Supplied data:
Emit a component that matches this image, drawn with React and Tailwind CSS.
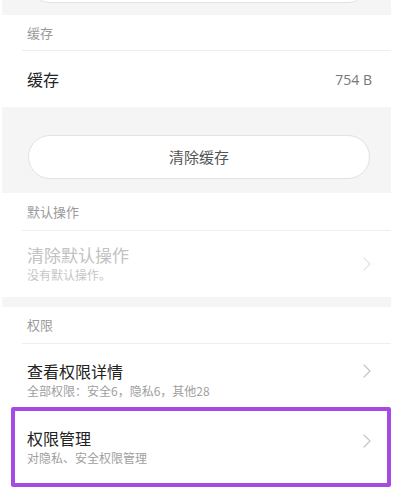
* * *
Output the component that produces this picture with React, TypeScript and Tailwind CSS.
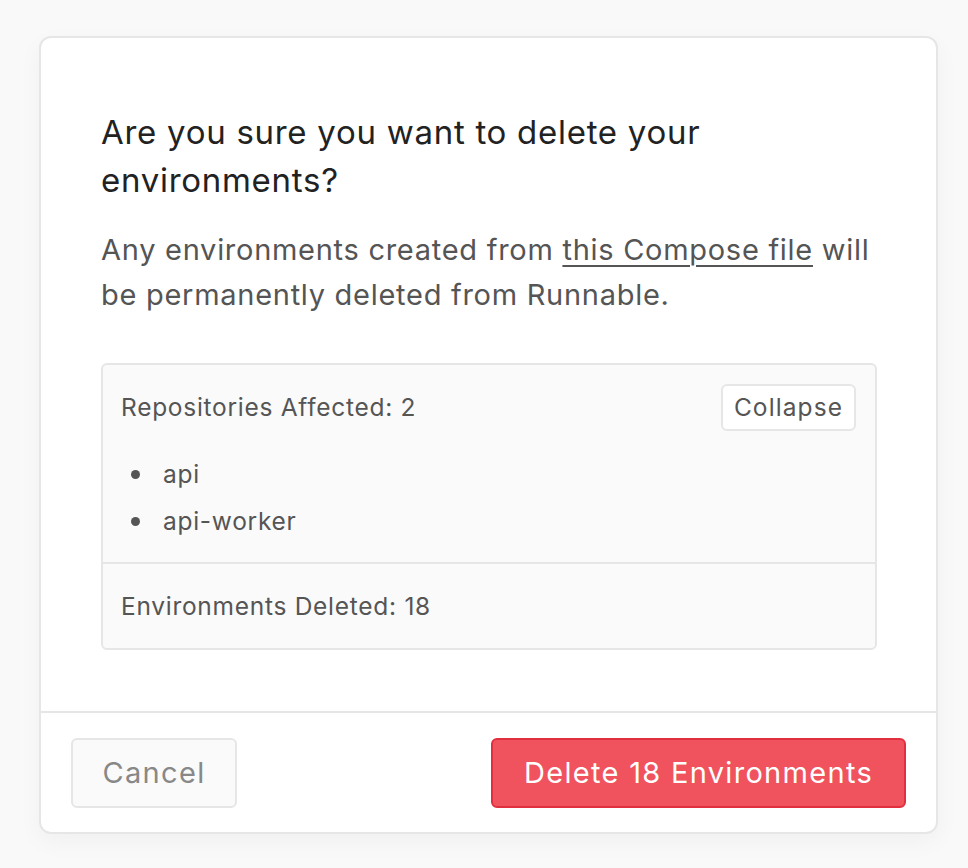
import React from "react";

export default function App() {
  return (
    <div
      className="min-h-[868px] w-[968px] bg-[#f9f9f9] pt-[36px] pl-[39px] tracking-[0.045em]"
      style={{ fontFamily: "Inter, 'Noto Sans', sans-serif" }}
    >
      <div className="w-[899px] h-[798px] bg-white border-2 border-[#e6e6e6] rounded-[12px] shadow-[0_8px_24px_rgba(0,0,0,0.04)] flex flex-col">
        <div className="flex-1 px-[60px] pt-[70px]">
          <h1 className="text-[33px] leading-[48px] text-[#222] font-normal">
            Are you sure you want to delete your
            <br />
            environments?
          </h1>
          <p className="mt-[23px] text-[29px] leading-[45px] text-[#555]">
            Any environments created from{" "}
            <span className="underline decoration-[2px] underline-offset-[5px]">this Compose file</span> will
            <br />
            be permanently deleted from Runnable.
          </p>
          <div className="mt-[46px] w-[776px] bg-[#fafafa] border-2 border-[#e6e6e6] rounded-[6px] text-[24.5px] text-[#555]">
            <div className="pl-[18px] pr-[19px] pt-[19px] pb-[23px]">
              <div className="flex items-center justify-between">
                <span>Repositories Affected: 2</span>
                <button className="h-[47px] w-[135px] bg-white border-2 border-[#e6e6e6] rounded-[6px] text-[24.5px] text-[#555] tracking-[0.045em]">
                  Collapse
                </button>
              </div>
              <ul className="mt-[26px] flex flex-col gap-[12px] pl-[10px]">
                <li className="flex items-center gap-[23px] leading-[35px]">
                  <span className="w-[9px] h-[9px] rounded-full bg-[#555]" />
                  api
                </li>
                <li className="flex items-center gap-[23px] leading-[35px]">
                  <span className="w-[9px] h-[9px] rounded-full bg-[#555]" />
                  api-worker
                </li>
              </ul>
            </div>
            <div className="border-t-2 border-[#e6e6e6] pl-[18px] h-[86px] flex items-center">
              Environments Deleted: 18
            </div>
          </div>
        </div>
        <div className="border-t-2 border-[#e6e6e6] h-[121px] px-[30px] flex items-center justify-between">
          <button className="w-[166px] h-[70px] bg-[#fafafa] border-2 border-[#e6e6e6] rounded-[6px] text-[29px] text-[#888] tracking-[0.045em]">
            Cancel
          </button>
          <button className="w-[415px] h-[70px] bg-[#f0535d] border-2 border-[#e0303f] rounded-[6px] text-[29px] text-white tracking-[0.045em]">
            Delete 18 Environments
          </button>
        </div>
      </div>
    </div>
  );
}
--
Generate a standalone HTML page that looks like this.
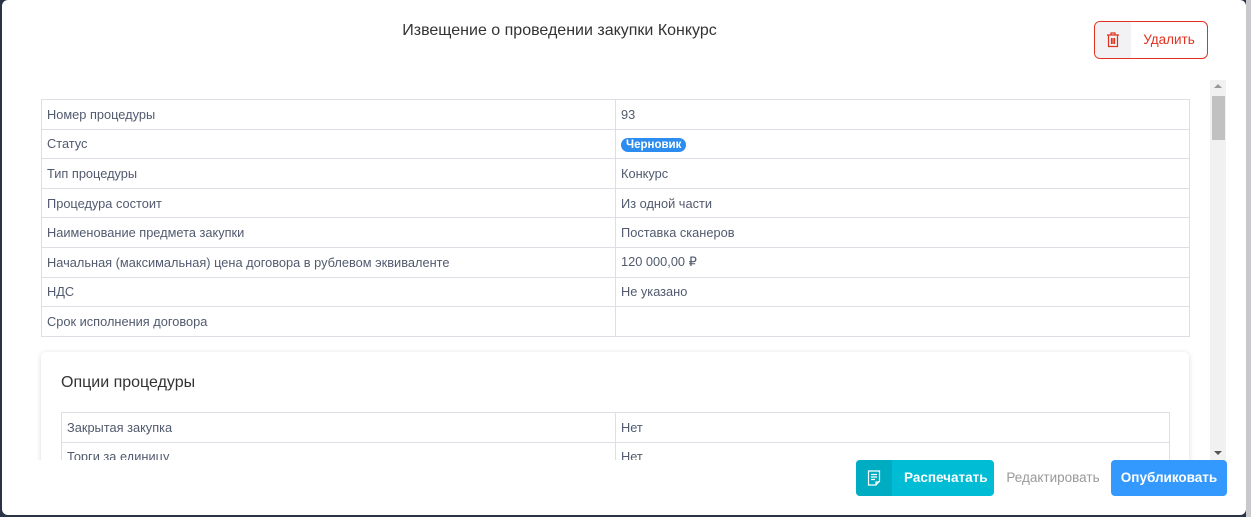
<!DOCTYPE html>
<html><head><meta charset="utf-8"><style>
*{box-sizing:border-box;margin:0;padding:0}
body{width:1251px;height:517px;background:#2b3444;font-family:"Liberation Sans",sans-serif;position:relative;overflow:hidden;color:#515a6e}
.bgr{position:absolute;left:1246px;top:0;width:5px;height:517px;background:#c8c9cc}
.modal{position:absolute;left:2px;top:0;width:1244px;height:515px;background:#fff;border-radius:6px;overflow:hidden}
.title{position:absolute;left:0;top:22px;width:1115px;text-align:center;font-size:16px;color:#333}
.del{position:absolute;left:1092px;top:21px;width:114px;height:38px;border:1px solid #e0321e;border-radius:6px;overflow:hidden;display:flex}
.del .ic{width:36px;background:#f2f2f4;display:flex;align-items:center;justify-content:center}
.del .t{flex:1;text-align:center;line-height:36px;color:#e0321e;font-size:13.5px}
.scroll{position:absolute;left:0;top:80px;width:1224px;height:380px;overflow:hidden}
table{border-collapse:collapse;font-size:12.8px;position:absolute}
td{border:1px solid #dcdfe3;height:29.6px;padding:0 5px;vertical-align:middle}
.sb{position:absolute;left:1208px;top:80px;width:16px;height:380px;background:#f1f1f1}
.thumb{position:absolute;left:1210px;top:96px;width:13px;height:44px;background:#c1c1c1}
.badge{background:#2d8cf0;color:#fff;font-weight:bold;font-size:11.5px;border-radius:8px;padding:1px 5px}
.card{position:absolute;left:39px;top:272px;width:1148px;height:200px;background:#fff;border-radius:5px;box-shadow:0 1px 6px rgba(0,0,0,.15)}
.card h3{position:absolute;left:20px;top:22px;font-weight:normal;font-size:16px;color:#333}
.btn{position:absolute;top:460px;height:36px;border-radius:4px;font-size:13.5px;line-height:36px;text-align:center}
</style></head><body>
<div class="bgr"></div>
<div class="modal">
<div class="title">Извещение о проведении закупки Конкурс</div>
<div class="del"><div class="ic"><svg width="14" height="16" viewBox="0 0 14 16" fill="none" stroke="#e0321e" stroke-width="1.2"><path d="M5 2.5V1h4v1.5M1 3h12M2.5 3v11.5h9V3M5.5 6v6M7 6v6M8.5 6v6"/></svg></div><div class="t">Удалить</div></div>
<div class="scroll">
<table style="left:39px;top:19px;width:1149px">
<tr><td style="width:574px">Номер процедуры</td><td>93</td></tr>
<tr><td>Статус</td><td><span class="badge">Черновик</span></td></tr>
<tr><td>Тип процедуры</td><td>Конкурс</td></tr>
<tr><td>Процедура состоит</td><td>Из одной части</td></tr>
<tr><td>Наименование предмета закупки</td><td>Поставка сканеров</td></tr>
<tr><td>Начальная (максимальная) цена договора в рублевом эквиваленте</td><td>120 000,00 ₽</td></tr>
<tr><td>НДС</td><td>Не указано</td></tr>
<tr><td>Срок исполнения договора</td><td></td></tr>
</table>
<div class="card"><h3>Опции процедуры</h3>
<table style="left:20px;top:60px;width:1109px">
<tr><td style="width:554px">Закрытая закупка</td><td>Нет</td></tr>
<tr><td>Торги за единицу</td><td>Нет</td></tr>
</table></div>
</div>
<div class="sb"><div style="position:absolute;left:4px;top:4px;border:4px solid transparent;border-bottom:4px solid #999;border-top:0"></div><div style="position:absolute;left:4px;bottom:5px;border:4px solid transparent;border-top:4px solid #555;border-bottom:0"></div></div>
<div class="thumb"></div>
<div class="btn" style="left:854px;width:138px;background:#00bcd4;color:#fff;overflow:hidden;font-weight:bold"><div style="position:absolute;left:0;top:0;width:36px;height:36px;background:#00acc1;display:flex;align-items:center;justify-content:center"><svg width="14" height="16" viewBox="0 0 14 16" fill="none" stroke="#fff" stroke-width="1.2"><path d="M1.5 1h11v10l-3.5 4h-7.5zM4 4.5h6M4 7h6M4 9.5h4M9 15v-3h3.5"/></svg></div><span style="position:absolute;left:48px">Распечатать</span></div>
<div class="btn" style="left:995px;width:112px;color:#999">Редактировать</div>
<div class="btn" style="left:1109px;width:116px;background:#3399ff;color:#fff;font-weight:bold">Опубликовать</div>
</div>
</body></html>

Aim of the exercise:
Within the entries above, give again exactly the lines starting at the one that contains "Output the component" and ending at the one that contains "import React from", leaving out the pictures.

Full output:
Output the component that produces this picture with React, TypeScript and Tailwind CSS.
import React from "react";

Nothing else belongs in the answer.